◆ **Work to do**
Extract every record, exactly as written, and ignore the pictures.
━━━━━ Provided entries ━━━━━
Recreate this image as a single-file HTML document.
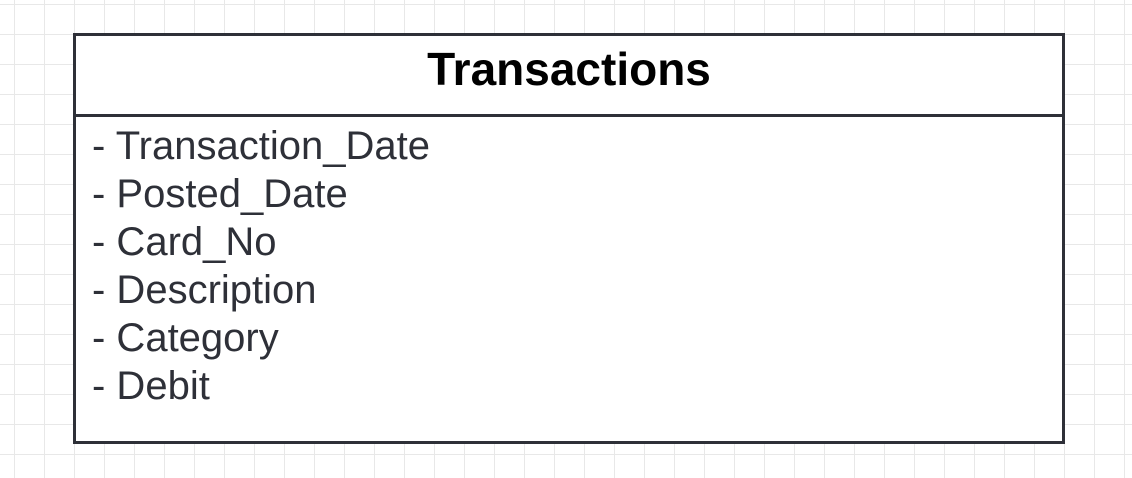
<!DOCTYPE html>
<html><head><style>
html,body{margin:0;padding:0;}
body{width:1132px;height:478px;overflow:hidden;position:relative;background-color:#fff;
background-image:linear-gradient(to right,#e8e8e8 1px,transparent 1px),linear-gradient(to bottom,#e8e8e8 1px,transparent 1px);
background-size:30px 30px;background-position:14px 4px;font-family:"Liberation Sans",sans-serif;}
.box{position:absolute;left:73px;top:33px;width:986px;height:405px;border:3px solid #2e3038;background:#fff;}
.hd{height:78px;border-bottom:3px solid #2e3038;text-align:center;font-weight:bold;font-size:46px;line-height:66px;color:#000;}
.items{padding:5px 0 0 16px;font-size:40px;line-height:48px;color:#2e3038;}
</style></head><body>
<div class="box"><div class="hd">Transactions</div>
<div class="items">- Transaction_Date<br>- Posted_Date<br>- Card_No<br>- Description<br>- Category<br>- Debit</div></div>
</body></html>
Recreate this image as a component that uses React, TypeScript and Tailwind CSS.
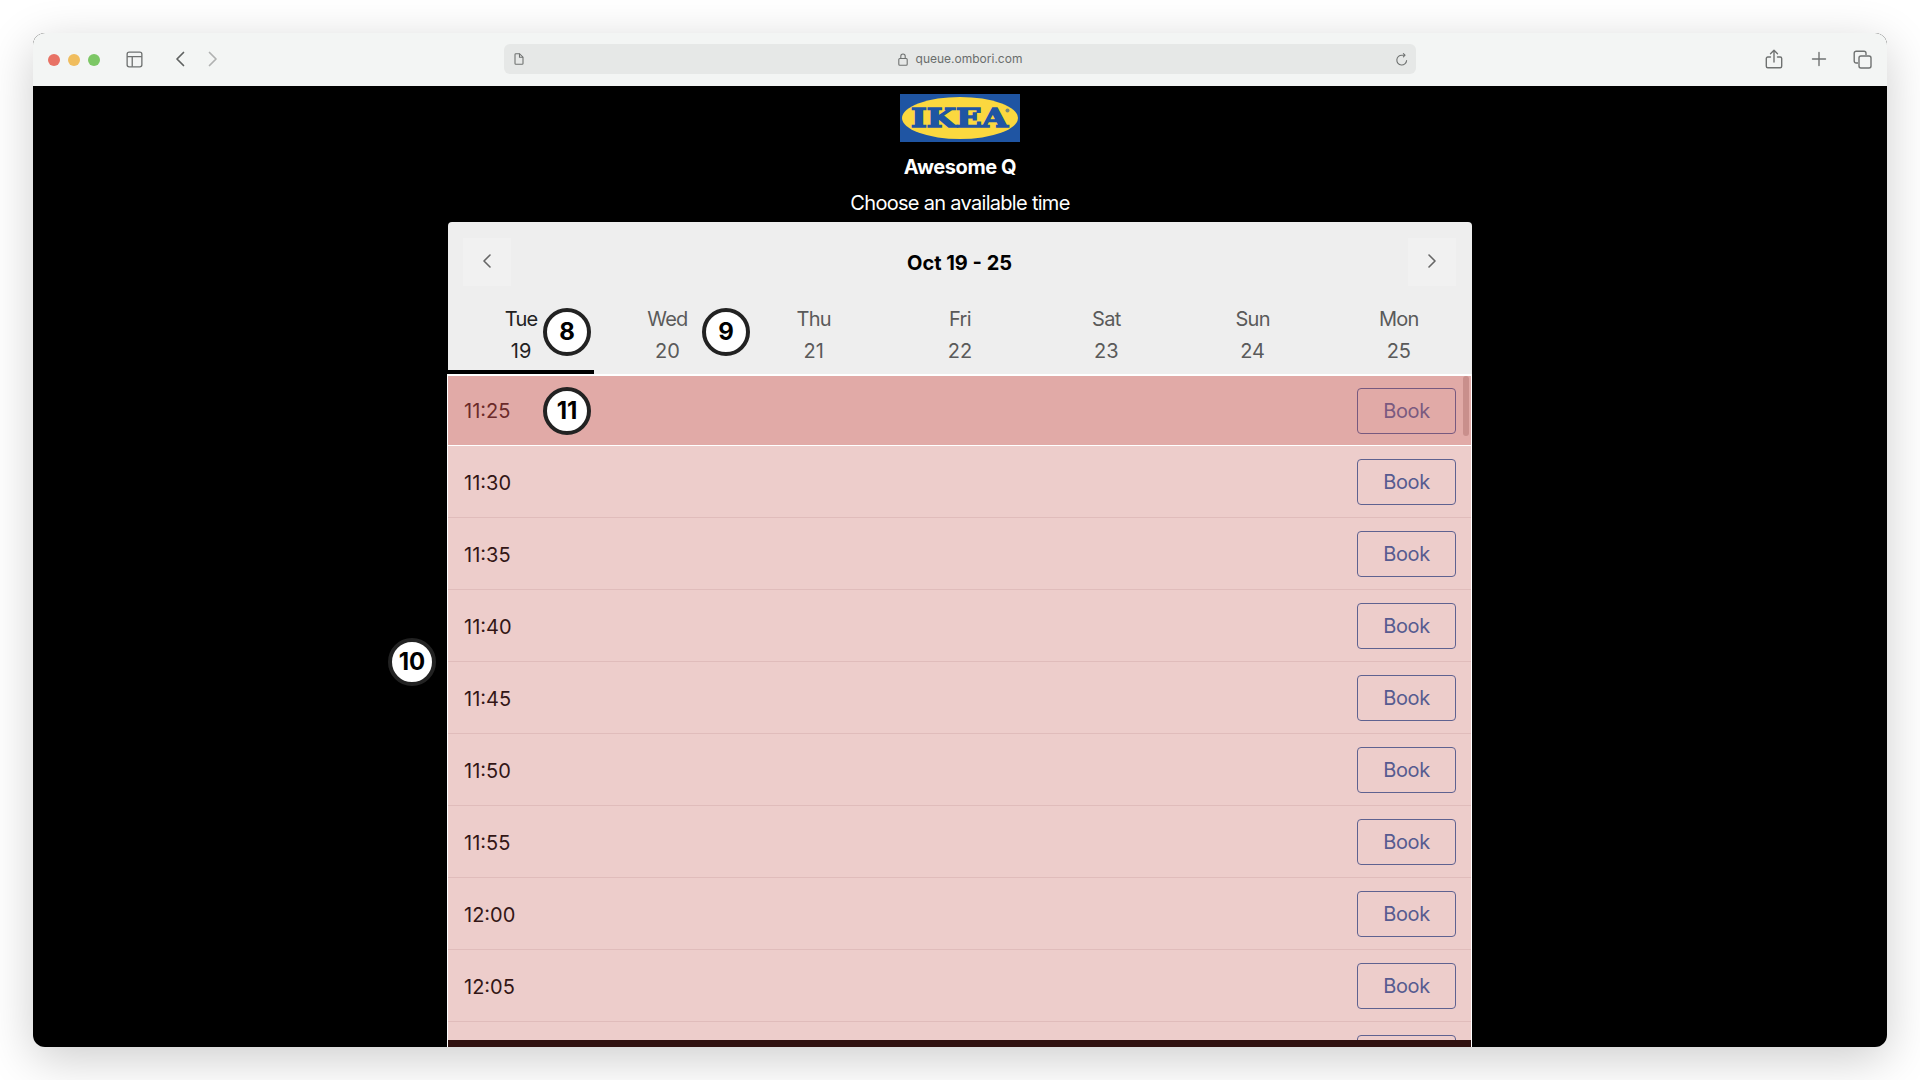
━━━━━
◆ **Solved exercise**
Recreate this image as a single-file HTML document.
<!DOCTYPE html>
<html><head><style>
html,body{margin:0;padding:0;}
body{width:1132px;height:478px;overflow:hidden;position:relative;background-color:#fff;
background-image:linear-gradient(to right,#e8e8e8 1px,transparent 1px),linear-gradient(to bottom,#e8e8e8 1px,transparent 1px);
background-size:30px 30px;background-position:14px 4px;font-family:"Liberation Sans",sans-serif;}
.box{position:absolute;left:73px;top:33px;width:986px;height:405px;border:3px solid #2e3038;background:#fff;}
.hd{height:78px;border-bottom:3px solid #2e3038;text-align:center;font-weight:bold;font-size:46px;line-height:66px;color:#000;}
.items{padding:5px 0 0 16px;font-size:40px;line-height:48px;color:#2e3038;}
</style></head><body>
<div class="box"><div class="hd">Transactions</div>
<div class="items">- Transaction_Date<br>- Posted_Date<br>- Card_No<br>- Description<br>- Category<br>- Debit</div></div>
</body></html>
Recreate this image as a component that uses React, TypeScript and Tailwind CSS.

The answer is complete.